Pages as source code
↓↓↓
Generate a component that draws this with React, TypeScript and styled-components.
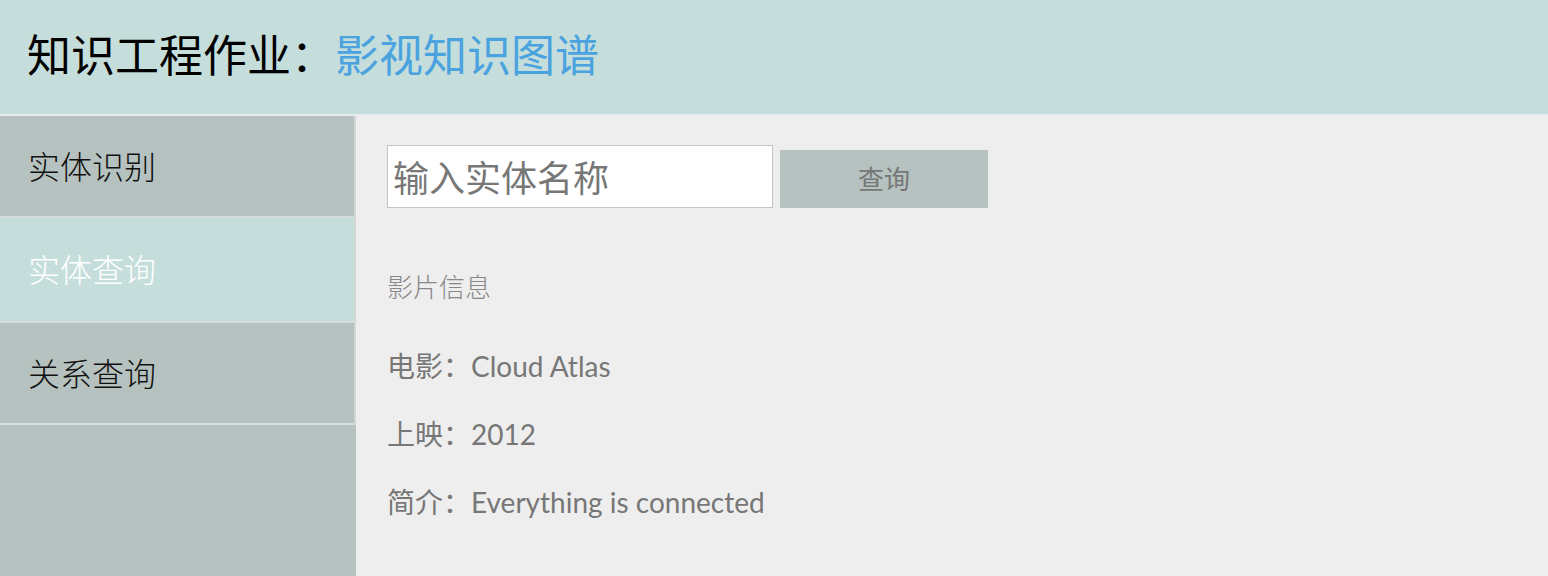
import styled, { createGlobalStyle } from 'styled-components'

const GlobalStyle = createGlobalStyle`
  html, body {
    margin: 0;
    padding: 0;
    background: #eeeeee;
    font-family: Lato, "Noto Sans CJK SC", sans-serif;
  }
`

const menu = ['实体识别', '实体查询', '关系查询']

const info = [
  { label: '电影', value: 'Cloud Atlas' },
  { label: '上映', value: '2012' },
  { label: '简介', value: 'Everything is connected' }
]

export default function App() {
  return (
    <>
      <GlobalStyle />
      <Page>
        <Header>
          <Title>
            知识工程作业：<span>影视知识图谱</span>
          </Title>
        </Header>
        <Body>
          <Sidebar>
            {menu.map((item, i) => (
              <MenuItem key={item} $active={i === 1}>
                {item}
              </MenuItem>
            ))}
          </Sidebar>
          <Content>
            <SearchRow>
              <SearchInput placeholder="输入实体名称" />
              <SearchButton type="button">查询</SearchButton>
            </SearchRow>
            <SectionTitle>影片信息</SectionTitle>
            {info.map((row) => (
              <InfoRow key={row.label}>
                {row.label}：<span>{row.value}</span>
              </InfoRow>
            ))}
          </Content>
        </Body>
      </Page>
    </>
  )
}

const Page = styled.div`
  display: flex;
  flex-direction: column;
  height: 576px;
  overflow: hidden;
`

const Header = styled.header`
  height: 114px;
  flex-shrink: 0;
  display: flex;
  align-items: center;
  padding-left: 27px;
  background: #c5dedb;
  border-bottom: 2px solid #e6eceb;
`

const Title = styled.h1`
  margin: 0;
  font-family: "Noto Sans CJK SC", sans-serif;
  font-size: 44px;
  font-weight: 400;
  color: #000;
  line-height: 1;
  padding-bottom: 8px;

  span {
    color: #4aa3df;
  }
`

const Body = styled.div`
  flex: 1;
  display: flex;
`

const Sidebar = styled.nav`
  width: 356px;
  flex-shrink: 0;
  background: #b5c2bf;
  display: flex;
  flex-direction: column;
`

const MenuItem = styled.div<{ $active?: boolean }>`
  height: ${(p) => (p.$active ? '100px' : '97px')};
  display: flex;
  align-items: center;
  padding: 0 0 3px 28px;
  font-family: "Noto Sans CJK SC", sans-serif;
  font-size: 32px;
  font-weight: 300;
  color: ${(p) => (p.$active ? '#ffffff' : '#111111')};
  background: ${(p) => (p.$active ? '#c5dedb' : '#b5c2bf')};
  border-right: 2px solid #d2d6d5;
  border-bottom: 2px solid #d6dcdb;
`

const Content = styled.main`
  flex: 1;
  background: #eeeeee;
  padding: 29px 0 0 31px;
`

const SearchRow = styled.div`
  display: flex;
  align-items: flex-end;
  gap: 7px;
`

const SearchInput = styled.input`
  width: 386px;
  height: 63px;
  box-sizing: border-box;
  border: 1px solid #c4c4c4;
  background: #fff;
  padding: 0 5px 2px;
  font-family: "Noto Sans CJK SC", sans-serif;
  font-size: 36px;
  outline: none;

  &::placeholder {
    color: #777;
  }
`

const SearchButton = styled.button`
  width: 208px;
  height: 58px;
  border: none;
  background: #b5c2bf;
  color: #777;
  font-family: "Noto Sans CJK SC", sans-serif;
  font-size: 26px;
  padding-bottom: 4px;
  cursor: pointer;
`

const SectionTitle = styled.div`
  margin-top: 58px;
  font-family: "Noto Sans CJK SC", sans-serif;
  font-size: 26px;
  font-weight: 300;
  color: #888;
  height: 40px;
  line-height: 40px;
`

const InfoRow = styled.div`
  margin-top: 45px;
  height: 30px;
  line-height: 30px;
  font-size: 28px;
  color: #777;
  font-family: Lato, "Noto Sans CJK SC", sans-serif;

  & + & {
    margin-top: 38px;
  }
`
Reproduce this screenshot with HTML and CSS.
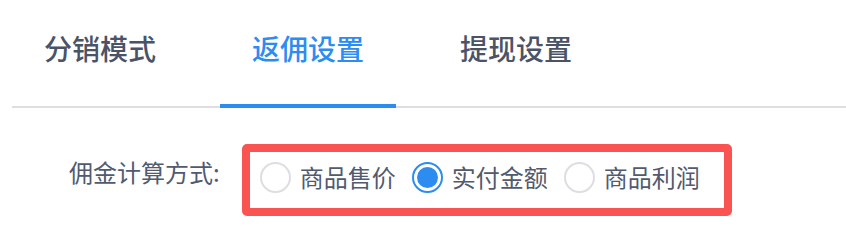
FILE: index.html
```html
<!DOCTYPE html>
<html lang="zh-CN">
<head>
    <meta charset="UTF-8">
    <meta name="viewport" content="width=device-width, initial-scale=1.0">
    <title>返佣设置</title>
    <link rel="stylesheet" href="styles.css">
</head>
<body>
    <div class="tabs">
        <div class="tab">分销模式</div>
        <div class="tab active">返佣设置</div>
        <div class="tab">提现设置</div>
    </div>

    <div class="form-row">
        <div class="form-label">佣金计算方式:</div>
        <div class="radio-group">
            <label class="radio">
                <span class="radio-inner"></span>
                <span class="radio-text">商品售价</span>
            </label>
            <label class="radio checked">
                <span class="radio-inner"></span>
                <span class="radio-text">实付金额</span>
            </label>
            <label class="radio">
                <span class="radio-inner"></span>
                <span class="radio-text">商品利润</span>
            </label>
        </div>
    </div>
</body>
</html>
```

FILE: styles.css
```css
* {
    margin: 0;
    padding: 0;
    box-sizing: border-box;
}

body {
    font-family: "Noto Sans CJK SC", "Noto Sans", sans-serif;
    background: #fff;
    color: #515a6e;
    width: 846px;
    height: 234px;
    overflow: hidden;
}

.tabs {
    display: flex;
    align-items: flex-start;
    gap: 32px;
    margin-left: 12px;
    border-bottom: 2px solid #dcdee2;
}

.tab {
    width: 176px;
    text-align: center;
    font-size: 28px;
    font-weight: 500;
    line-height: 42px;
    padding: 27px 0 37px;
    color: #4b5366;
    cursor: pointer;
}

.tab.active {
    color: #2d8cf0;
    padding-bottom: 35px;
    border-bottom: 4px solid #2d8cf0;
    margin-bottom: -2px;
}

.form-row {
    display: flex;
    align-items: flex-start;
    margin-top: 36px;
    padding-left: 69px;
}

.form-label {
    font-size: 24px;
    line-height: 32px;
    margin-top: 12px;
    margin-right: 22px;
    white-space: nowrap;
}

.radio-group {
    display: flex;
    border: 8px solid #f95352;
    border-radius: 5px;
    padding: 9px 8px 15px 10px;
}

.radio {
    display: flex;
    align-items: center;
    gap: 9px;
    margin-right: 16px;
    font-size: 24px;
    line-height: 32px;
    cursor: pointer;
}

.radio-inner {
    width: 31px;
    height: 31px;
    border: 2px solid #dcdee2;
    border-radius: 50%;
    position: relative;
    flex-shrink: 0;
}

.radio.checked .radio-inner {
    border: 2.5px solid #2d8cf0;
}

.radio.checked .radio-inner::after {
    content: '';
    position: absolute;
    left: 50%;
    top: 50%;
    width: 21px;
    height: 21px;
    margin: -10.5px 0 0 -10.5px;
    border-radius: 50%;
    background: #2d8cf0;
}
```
↑↑↑
- GOAL
Make a word-for-word copy of the entries, without any pictures.

- ANSWER TO THE PROBLEM
Generate a component that draws this with React, TypeScript and styled-components.
import styled, { createGlobalStyle } from 'styled-components'

const GlobalStyle = createGlobalStyle`
  html, body {
    margin: 0;
    padding: 0;
    background: #eeeeee;
    font-family: Lato, "Noto Sans CJK SC", sans-serif;
  }
`

const menu = ['实体识别', '实体查询', '关系查询']

const info = [
  { label: '电影', value: 'Cloud Atlas' },
  { label: '上映', value: '2012' },
  { label: '简介', value: 'Everything is connected' }
]

export default function App() {
  return (
    <>
      <GlobalStyle />
      <Page>
        <Header>
          <Title>
            知识工程作业：<span>影视知识图谱</span>
          </Title>
        </Header>
        <Body>
          <Sidebar>
            {menu.map((item, i) => (
              <MenuItem key={item} $active={i === 1}>
                {item}
              </MenuItem>
            ))}
          </Sidebar>
          <Content>
            <SearchRow>
              <SearchInput placeholder="输入实体名称" />
              <SearchButton type="button">查询</SearchButton>
            </SearchRow>
            <SectionTitle>影片信息</SectionTitle>
            {info.map((row) => (
              <InfoRow key={row.label}>
                {row.label}：<span>{row.value}</span>
              </InfoRow>
            ))}
          </Content>
        </Body>
      </Page>
    </>
  )
}

const Page = styled.div`
  display: flex;
  flex-direction: column;
  height: 576px;
  overflow: hidden;
`

const Header = styled.header`
  height: 114px;
  flex-shrink: 0;
  display: flex;
  align-items: center;
  padding-left: 27px;
  background: #c5dedb;
  border-bottom: 2px solid #e6eceb;
`

const Title = styled.h1`
  margin: 0;
  font-family: "Noto Sans CJK SC", sans-serif;
  font-size: 44px;
  font-weight: 400;
  color: #000;
  line-height: 1;
  padding-bottom: 8px;

  span {
    color: #4aa3df;
  }
`

const Body = styled.div`
  flex: 1;
  display: flex;
`

const Sidebar = styled.nav`
  width: 356px;
  flex-shrink: 0;
  background: #b5c2bf;
  display: flex;
  flex-direction: column;
`

const MenuItem = styled.div<{ $active?: boolean }>`
  height: ${(p) => (p.$active ? '100px' : '97px')};
  display: flex;
  align-items: center;
  padding: 0 0 3px 28px;
  font-family: "Noto Sans CJK SC", sans-serif;
  font-size: 32px;
  font-weight: 300;
  color: ${(p) => (p.$active ? '#ffffff' : '#111111')};
  background: ${(p) => (p.$active ? '#c5dedb' : '#b5c2bf')};
  border-right: 2px solid #d2d6d5;
  border-bottom: 2px solid #d6dcdb;
`

const Content = styled.main`
  flex: 1;
  background: #eeeeee;
  padding: 29px 0 0 31px;
`

const SearchRow = styled.div`
  display: flex;
  align-items: flex-end;
  gap: 7px;
`

const SearchInput = styled.input`
  width: 386px;
  height: 63px;
  box-sizing: border-box;
  border: 1px solid #c4c4c4;
  background: #fff;
  padding: 0 5px 2px;
  font-family: "Noto Sans CJK SC", sans-serif;
  font-size: 36px;
  outline: none;

  &::placeholder {
    color: #777;
  }
`

const SearchButton = styled.button`
  width: 208px;
  height: 58px;
  border: none;
  background: #b5c2bf;
  color: #777;
  font-family: "Noto Sans CJK SC", sans-serif;
  font-size: 26px;
  padding-bottom: 4px;
  cursor: pointer;
`

const SectionTitle = styled.div`
  margin-top: 58px;
  font-family: "Noto Sans CJK SC", sans-serif;
  font-size: 26px;
  font-weight: 300;
  color: #888;
  height: 40px;
  line-height: 40px;
`

const InfoRow = styled.div`
  margin-top: 45px;
  height: 30px;
  line-height: 30px;
  font-size: 28px;
  color: #777;
  font-family: Lato, "Noto Sans CJK SC", sans-serif;

  & + & {
    margin-top: 38px;
  }
`
Reproduce this screenshot with HTML and CSS.
FILE: index.html
```html
<!DOCTYPE html>
<html lang="zh-CN">
<head>
    <meta charset="UTF-8">
    <meta name="viewport" content="width=device-width, initial-scale=1.0">
    <title>返佣设置</title>
    <link rel="stylesheet" href="styles.css">
</head>
<body>
    <div class="tabs">
        <div class="tab">分销模式</div>
        <div class="tab active">返佣设置</div>
        <div class="tab">提现设置</div>
    </div>

    <div class="form-row">
        <div class="form-label">佣金计算方式:</div>
        <div class="radio-group">
            <label class="radio">
                <span class="radio-inner"></span>
                <span class="radio-text">商品售价</span>
            </label>
            <label class="radio checked">
                <span class="radio-inner"></span>
                <span class="radio-text">实付金额</span>
            </label>
            <label class="radio">
                <span class="radio-inner"></span>
                <span class="radio-text">商品利润</span>
            </label>
        </div>
    </div>
</body>
</html>
```

FILE: styles.css
```css
* {
    margin: 0;
    padding: 0;
    box-sizing: border-box;
}

body {
    font-family: "Noto Sans CJK SC", "Noto Sans", sans-serif;
    background: #fff;
    color: #515a6e;
    width: 846px;
    height: 234px;
    overflow: hidden;
}

.tabs {
    display: flex;
    align-items: flex-start;
    gap: 32px;
    margin-left: 12px;
    border-bottom: 2px solid #dcdee2;
}

.tab {
    width: 176px;
    text-align: center;
    font-size: 28px;
    font-weight: 500;
    line-height: 42px;
    padding: 27px 0 37px;
    color: #4b5366;
    cursor: pointer;
}

.tab.active {
    color: #2d8cf0;
    padding-bottom: 35px;
    border-bottom: 4px solid #2d8cf0;
    margin-bottom: -2px;
}

.form-row {
    display: flex;
    align-items: flex-start;
    margin-top: 36px;
    padding-left: 69px;
}

.form-label {
    font-size: 24px;
    line-height: 32px;
    margin-top: 12px;
    margin-right: 22px;
    white-space: nowrap;
}

.radio-group {
    display: flex;
    border: 8px solid #f95352;
    border-radius: 5px;
    padding: 9px 8px 15px 10px;
}

.radio {
    display: flex;
    align-items: center;
    gap: 9px;
    margin-right: 16px;
    font-size: 24px;
    line-height: 32px;
    cursor: pointer;
}

.radio-inner {
    width: 31px;
    height: 31px;
    border: 2px solid #dcdee2;
    border-radius: 50%;
    position: relative;
    flex-shrink: 0;
}

.radio.checked .radio-inner {
    border: 2.5px solid #2d8cf0;
}

.radio.checked .radio-inner::after {
    content: '';
    position: absolute;
    left: 50%;
    top: 50%;
    width: 21px;
    height: 21px;
    margin: -10.5px 0 0 -10.5px;
    border-radius: 50%;
    background: #2d8cf0;
}
```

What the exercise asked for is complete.